### Data lines

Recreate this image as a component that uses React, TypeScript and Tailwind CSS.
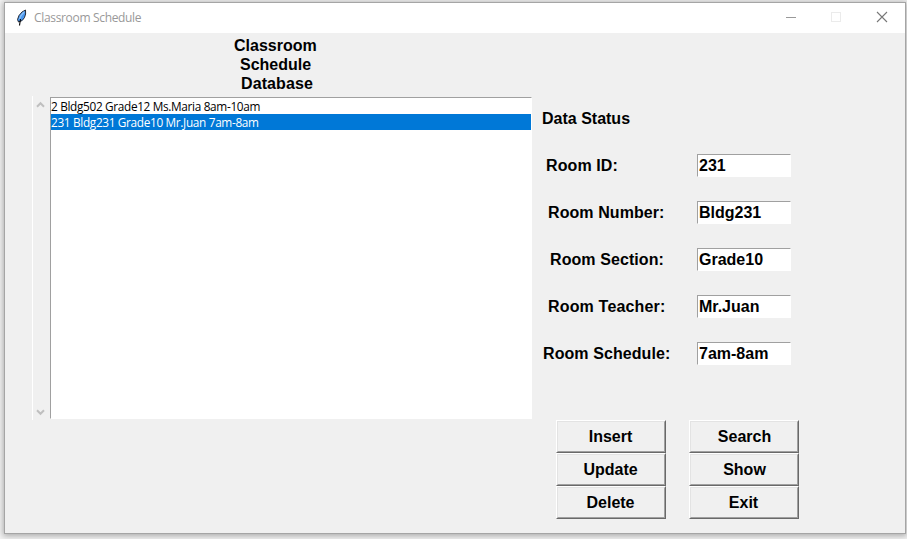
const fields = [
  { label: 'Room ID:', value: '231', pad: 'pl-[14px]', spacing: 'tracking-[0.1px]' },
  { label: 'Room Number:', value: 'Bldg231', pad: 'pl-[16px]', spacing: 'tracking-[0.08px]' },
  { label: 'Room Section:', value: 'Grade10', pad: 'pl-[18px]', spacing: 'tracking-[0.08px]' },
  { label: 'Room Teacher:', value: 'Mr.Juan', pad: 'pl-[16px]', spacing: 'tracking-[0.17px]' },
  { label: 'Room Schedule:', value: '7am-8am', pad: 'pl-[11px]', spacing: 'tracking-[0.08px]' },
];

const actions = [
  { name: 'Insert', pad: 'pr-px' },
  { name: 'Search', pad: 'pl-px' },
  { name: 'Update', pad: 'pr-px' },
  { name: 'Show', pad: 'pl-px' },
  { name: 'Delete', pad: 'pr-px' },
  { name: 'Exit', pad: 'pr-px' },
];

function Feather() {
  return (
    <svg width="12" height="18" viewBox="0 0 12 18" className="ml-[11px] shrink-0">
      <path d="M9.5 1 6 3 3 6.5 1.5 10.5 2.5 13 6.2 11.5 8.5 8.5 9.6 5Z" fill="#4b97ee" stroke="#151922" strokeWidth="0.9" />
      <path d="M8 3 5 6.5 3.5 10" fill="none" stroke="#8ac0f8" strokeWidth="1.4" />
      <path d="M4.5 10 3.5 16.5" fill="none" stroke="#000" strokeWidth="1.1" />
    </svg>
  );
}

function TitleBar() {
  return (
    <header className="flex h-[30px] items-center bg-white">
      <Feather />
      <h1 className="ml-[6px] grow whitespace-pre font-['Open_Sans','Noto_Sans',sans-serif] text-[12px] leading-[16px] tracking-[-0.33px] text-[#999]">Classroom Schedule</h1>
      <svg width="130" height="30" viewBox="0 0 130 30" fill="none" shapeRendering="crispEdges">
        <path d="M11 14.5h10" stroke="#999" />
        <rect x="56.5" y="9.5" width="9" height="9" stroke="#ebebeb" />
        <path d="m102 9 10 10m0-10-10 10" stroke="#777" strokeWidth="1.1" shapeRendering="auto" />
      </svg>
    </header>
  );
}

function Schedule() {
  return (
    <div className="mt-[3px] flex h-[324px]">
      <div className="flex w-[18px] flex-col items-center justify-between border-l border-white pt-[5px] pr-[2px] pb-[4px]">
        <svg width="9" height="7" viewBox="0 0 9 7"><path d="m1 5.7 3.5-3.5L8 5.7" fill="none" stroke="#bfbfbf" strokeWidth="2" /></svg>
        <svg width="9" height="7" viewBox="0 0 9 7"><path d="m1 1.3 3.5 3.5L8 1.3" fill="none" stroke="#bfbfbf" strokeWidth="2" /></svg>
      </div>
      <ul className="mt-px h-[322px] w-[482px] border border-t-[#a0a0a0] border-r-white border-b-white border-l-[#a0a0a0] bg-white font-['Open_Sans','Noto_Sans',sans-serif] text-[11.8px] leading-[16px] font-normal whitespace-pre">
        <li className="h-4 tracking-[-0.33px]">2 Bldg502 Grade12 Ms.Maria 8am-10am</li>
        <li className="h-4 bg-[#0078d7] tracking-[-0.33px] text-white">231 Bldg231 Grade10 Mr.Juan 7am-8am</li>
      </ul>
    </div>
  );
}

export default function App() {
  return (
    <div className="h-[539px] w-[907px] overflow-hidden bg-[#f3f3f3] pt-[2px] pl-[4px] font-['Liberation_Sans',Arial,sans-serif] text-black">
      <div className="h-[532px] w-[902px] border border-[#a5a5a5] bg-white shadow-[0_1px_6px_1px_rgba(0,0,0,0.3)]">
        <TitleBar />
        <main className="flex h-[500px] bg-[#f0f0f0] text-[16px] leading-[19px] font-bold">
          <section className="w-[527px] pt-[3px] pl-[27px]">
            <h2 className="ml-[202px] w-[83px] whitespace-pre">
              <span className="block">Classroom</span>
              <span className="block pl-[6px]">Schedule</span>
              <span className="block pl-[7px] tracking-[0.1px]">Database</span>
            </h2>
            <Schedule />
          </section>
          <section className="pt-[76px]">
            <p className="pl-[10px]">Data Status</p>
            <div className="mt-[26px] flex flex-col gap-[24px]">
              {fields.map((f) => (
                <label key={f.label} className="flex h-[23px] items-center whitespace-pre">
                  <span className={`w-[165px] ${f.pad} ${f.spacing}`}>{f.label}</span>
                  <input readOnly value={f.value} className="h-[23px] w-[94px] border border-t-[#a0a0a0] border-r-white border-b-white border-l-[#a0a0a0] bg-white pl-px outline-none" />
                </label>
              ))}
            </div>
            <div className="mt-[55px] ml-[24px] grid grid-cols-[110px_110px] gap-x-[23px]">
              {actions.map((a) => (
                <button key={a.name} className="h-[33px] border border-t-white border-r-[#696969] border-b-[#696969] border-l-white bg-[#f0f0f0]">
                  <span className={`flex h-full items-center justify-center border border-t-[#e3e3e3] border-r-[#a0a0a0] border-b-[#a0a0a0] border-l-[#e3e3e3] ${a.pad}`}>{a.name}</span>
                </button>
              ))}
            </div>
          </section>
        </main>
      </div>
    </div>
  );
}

######

• **Required work**
Transcribe the preceding listing in its entirety and with exact wording, leaving out pictures.

• **Response below**
Recreate this image as a component that uses React, TypeScript and Tailwind CSS.
const fields = [
  { label: 'Room ID:', value: '231', pad: 'pl-[14px]', spacing: 'tracking-[0.1px]' },
  { label: 'Room Number:', value: 'Bldg231', pad: 'pl-[16px]', spacing: 'tracking-[0.08px]' },
  { label: 'Room Section:', value: 'Grade10', pad: 'pl-[18px]', spacing: 'tracking-[0.08px]' },
  { label: 'Room Teacher:', value: 'Mr.Juan', pad: 'pl-[16px]', spacing: 'tracking-[0.17px]' },
  { label: 'Room Schedule:', value: '7am-8am', pad: 'pl-[11px]', spacing: 'tracking-[0.08px]' },
];

const actions = [
  { name: 'Insert', pad: 'pr-px' },
  { name: 'Search', pad: 'pl-px' },
  { name: 'Update', pad: 'pr-px' },
  { name: 'Show', pad: 'pl-px' },
  { name: 'Delete', pad: 'pr-px' },
  { name: 'Exit', pad: 'pr-px' },
];

function Feather() {
  return (
    <svg width="12" height="18" viewBox="0 0 12 18" className="ml-[11px] shrink-0">
      <path d="M9.5 1 6 3 3 6.5 1.5 10.5 2.5 13 6.2 11.5 8.5 8.5 9.6 5Z" fill="#4b97ee" stroke="#151922" strokeWidth="0.9" />
      <path d="M8 3 5 6.5 3.5 10" fill="none" stroke="#8ac0f8" strokeWidth="1.4" />
      <path d="M4.5 10 3.5 16.5" fill="none" stroke="#000" strokeWidth="1.1" />
    </svg>
  );
}

function TitleBar() {
  return (
    <header className="flex h-[30px] items-center bg-white">
      <Feather />
      <h1 className="ml-[6px] grow whitespace-pre font-['Open_Sans','Noto_Sans',sans-serif] text-[12px] leading-[16px] tracking-[-0.33px] text-[#999]">Classroom Schedule</h1>
      <svg width="130" height="30" viewBox="0 0 130 30" fill="none" shapeRendering="crispEdges">
        <path d="M11 14.5h10" stroke="#999" />
        <rect x="56.5" y="9.5" width="9" height="9" stroke="#ebebeb" />
        <path d="m102 9 10 10m0-10-10 10" stroke="#777" strokeWidth="1.1" shapeRendering="auto" />
      </svg>
    </header>
  );
}

function Schedule() {
  return (
    <div className="mt-[3px] flex h-[324px]">
      <div className="flex w-[18px] flex-col items-center justify-between border-l border-white pt-[5px] pr-[2px] pb-[4px]">
        <svg width="9" height="7" viewBox="0 0 9 7"><path d="m1 5.7 3.5-3.5L8 5.7" fill="none" stroke="#bfbfbf" strokeWidth="2" /></svg>
        <svg width="9" height="7" viewBox="0 0 9 7"><path d="m1 1.3 3.5 3.5L8 1.3" fill="none" stroke="#bfbfbf" strokeWidth="2" /></svg>
      </div>
      <ul className="mt-px h-[322px] w-[482px] border border-t-[#a0a0a0] border-r-white border-b-white border-l-[#a0a0a0] bg-white font-['Open_Sans','Noto_Sans',sans-serif] text-[11.8px] leading-[16px] font-normal whitespace-pre">
        <li className="h-4 tracking-[-0.33px]">2 Bldg502 Grade12 Ms.Maria 8am-10am</li>
        <li className="h-4 bg-[#0078d7] tracking-[-0.33px] text-white">231 Bldg231 Grade10 Mr.Juan 7am-8am</li>
      </ul>
    </div>
  );
}

export default function App() {
  return (
    <div className="h-[539px] w-[907px] overflow-hidden bg-[#f3f3f3] pt-[2px] pl-[4px] font-['Liberation_Sans',Arial,sans-serif] text-black">
      <div className="h-[532px] w-[902px] border border-[#a5a5a5] bg-white shadow-[0_1px_6px_1px_rgba(0,0,0,0.3)]">
        <TitleBar />
        <main className="flex h-[500px] bg-[#f0f0f0] text-[16px] leading-[19px] font-bold">
          <section className="w-[527px] pt-[3px] pl-[27px]">
            <h2 className="ml-[202px] w-[83px] whitespace-pre">
              <span className="block">Classroom</span>
              <span className="block pl-[6px]">Schedule</span>
              <span className="block pl-[7px] tracking-[0.1px]">Database</span>
            </h2>
            <Schedule />
          </section>
          <section className="pt-[76px]">
            <p className="pl-[10px]">Data Status</p>
            <div className="mt-[26px] flex flex-col gap-[24px]">
              {fields.map((f) => (
                <label key={f.label} className="flex h-[23px] items-center whitespace-pre">
                  <span className={`w-[165px] ${f.pad} ${f.spacing}`}>{f.label}</span>
                  <input readOnly value={f.value} className="h-[23px] w-[94px] border border-t-[#a0a0a0] border-r-white border-b-white border-l-[#a0a0a0] bg-white pl-px outline-none" />
                </label>
              ))}
            </div>
            <div className="mt-[55px] ml-[24px] grid grid-cols-[110px_110px] gap-x-[23px]">
              {actions.map((a) => (
                <button key={a.name} className="h-[33px] border border-t-white border-r-[#696969] border-b-[#696969] border-l-white bg-[#f0f0f0]">
                  <span className={`flex h-full items-center justify-center border border-t-[#e3e3e3] border-r-[#a0a0a0] border-b-[#a0a0a0] border-l-[#e3e3e3] ${a.pad}`}>{a.name}</span>
                </button>
              ))}
            </div>
          </section>
        </main>
      </div>
    </div>
  );
}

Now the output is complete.